Bonny Elaine HERNDON,
Appellee
From the 38th Judicial District Court, Uvalde County, Texas
Trial Court No. 03-08-23,745-CV
Honorable Camile G. Dubose, Judge Presiding
Opinion by: Sandee Bryan Marion, Justice
Sitting: Catherine Stone, Chief Justice
Sandee Bryan Marion, Justice
Steven C. Hilbig, Justice
Delivered and Filed: October 27, 2010
AFFIRMED
Appellant, George Richard Herndon, appeals from a December 16, 2009 Order in Suit to
Modify Parent-Child Relationship. Because we conclude appellant waived any right to complain
on appeal, we affirm.
BACKGROUND
In 2003, the trial court entered a Final Decree of Divorce granting a divorce between
appellant and appellee, Bonny Elaine Herndon. On March 5, 2009, appellee filed a Petition to
04-10-00217-CV
Modify the Parent-Child Relationship, and on October 14, 2009, the parties reached a settlement
agreement, which was read into the reporter’s record. Pursuant to the parties’ agreement,
appellee’s attorney was to prepare the proposed order. Appellee’s attorney reduced the
agreement to writing and, on November 10, 2009, sent the proposed order to appellant’s
attorney, who did not respond.

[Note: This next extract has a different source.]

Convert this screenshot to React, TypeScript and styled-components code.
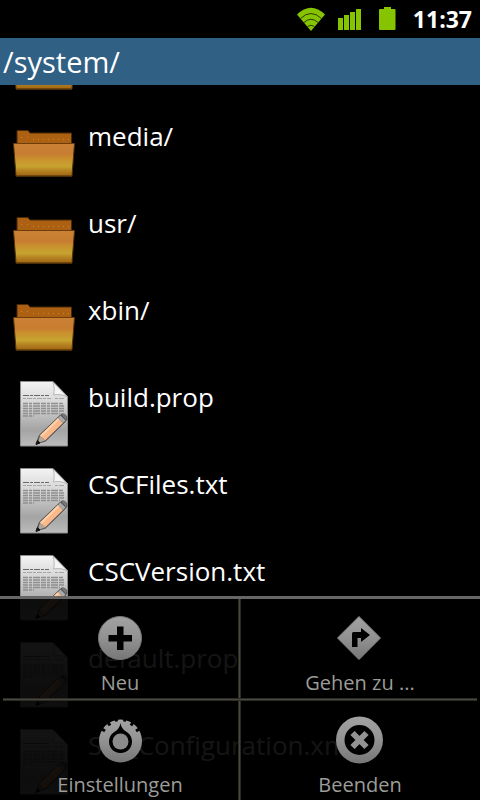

On December 1, 2009, appellee’s attorney sent the proposed
order to the trial judge with a letter asking the judge to sign and enter the order within five days
if appellant’s attorney lodged no objections to it. On the same day, appellee’s attorney also sent
a copy of the letter and the proposed order to appellant’s attorney. Fifteen days later, on
December 16, 2009, the trial judge signed the Order in Suit to Modify the Parent-Child
Relationship.
After hiring a new attorney, appellant filed a motion for new trial, alleging discrepancies
between the parties’ settlement agreement and the order actually entered. At a continuance
hearing regarding the motion for new trial, the trial judge stated on the record: “[Appellant’s
former attorney] was given an opportunity to review the order and the Court actually called him
to make sure that he had no objections to the order, [and] we were informed that we could sign
the order, and I actually held it for 15 days before I signed it.” When appellant’s attorney stated,
“[M]aybe the telephone call from the Court did not get through to [appellant’s former attorney],”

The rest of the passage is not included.